At the opposite pole, meanwhile, the dream of a northern passage to the riches of Asia lured one expedition after another into the frozen seas of the north. Cabot, Frobisher, and Davis sought the passage to the northwest, failed, and turned back. Hudson was left by a mutinous crew to die in an open boat. Sir John Franklin set out with the Erebus and Terror in 1845, apparently entered the labyrinth of Arctic islands by what later proved a feasible route, but then lost his ships and perished with all his men. Later rescue ships coming from east and west met in Melville Sound and thus the Northwest Passage was established.

Meanwhile there had been repeated efforts to find a way to India by sailing eastward through the Arctic Sea. The Norwegians seem to have hunted walruses in the White Sea and had probably reached the coasts of Novaya Zemlya by the time of Ottar; they may have discovered Spitsbergen in 1194, although this is usually credited to Barents in 1596. The Russians had hunted seals in the polar seas as early as the sixteenth century, and whalers began to operate out of Spitsbergen soon after Hudson, in 1607, called attention to the great number of whales in the sea between Spitsbergen and Greenland. So at least the threshold of the ice-filled northern ocean was known when the British and Dutch traders began their desperate attempt to find a sea road north of Europe and Asia. There were many attempts, but few got beyond the coasts of Novaya Zemlya; the sixteenth and seventeenth centuries were marked by the wreckage of hopes as well as of vessels, and by the death of such brilliant navigators as William Barents under the hardships met by expeditions ill prepared for arctic winters. Finally the effort was abandoned. It was not until 1879, after the practical need for such a passage had largely disappeared, that Baron Nordenskiöld, in the Swedish Vega, passed from Gothenburg to Bering Strait.

So, little by little, through many voyages undertaken over many centuries, the fog and the frightening obscurity of the unknown were lifted from all the surface of the Sea of Darkness. How did they accomplish it—those first voyagers, who had not even the simplest instruments of navigation, who had never seen a nautical chart, to whom the modern miracles of loran, radar, and sonic sounding would have been fantasied beyond belief? Who was the first man to use a mariner’s compass, and what were the embryonic beginnings of the charts and the sailing directions that are taken for granted today? None of these questions can be answered with finality; we know only enough to want to know more.

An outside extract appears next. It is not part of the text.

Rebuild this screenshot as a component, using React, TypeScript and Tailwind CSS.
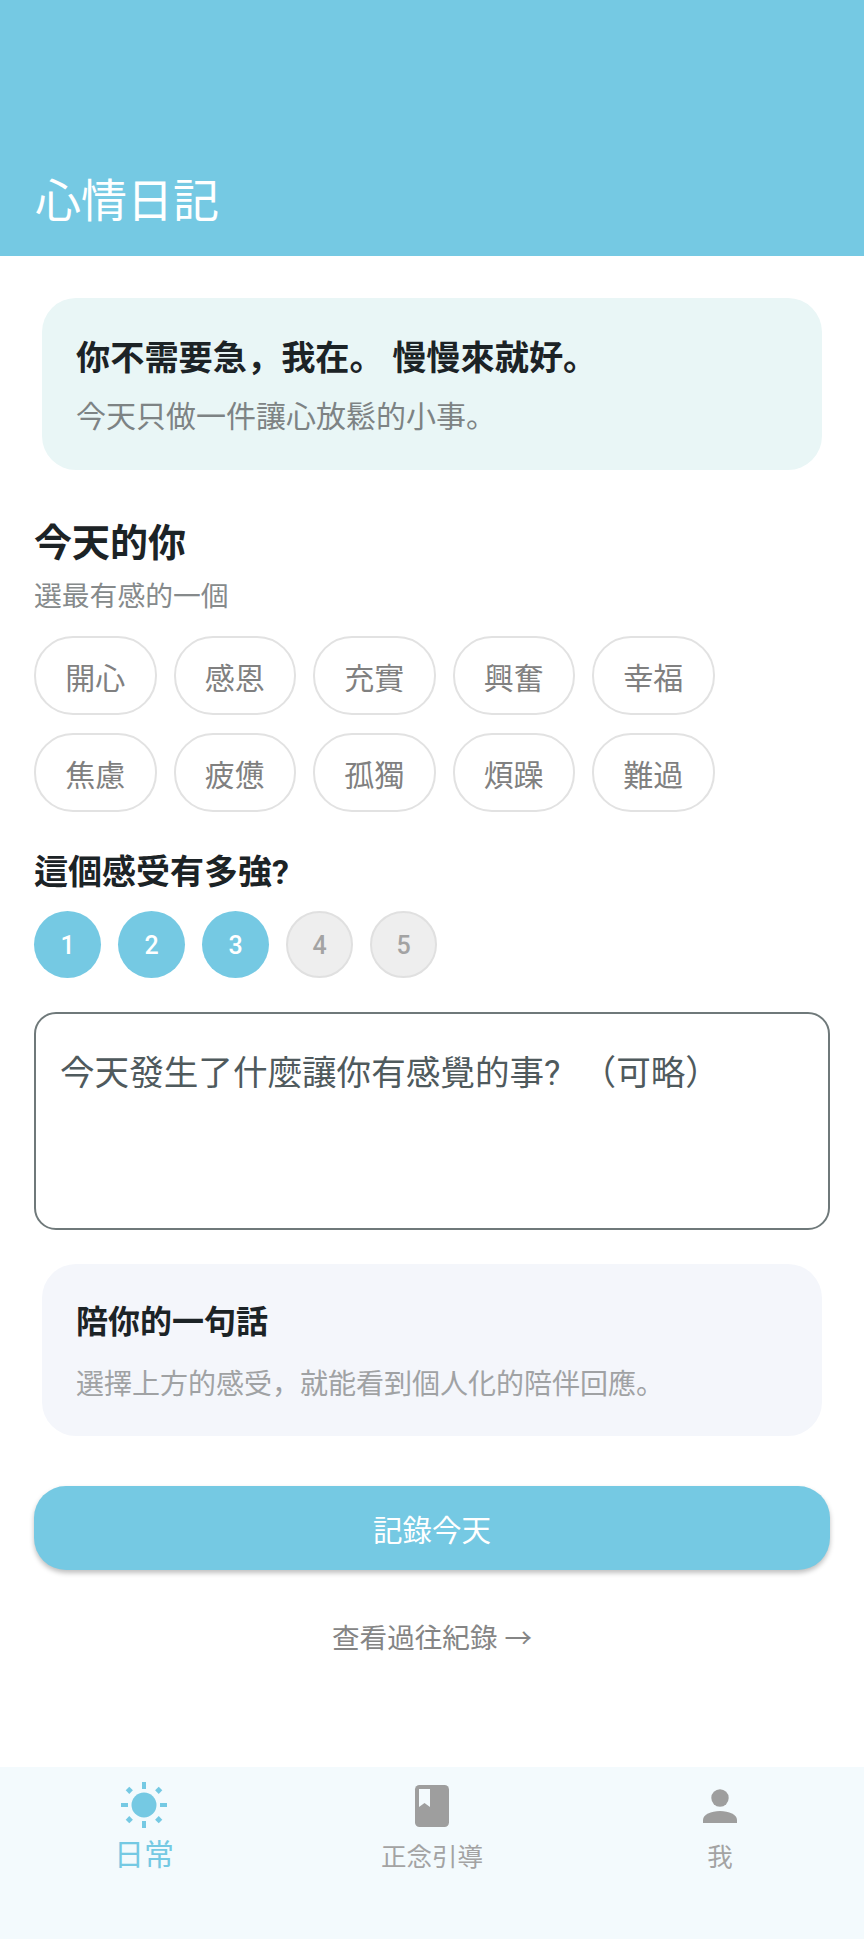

Of the methods of those secretive master mariners, the Phoenicians, we cannot even guess. We have more basis for conjecture about the Polynesians, for we can study their descendants today, and those who have done so find hints of the methods that led the ancient colonizers of the Pacific on their course from island to island. Certainly they seem to have followed the stars, which burned brightly in the heavens over those calm Pacific regions, which are so unlike the stormy and fog-bound northern seas. The Polynesians considered the stars as moving bands of light that passed across the inverted pit of the sky, and they sailed toward the stars which they knew passed over the islands of their destination. All the language of the sea was understood by them: the varying color of the water, the haze of surf breaking on rocks yet below the horizon, and the cloud patches that hang over every islet of the tropic seas and sometimes seem even to reflect the color of a lagoon within a coral atoll.

Students of primitive navigation believe that the migrations of birds had meaning for the Polynesians, and that they learned much from watching the flocks that gathered each year in the spring and fall, launched out over the ocean, and returned later out of the emptiness into which they had vanished. Harold Gatty believes the Hawaiians may have found their islands by following the spring migration of the golden plover from Tahiti to the Hawaiian chain, as the birds returned to the North American mainland. He has also suggested that the migratory path of the shining cuckoo may have guided other colonists from the Solomons to New Zealand.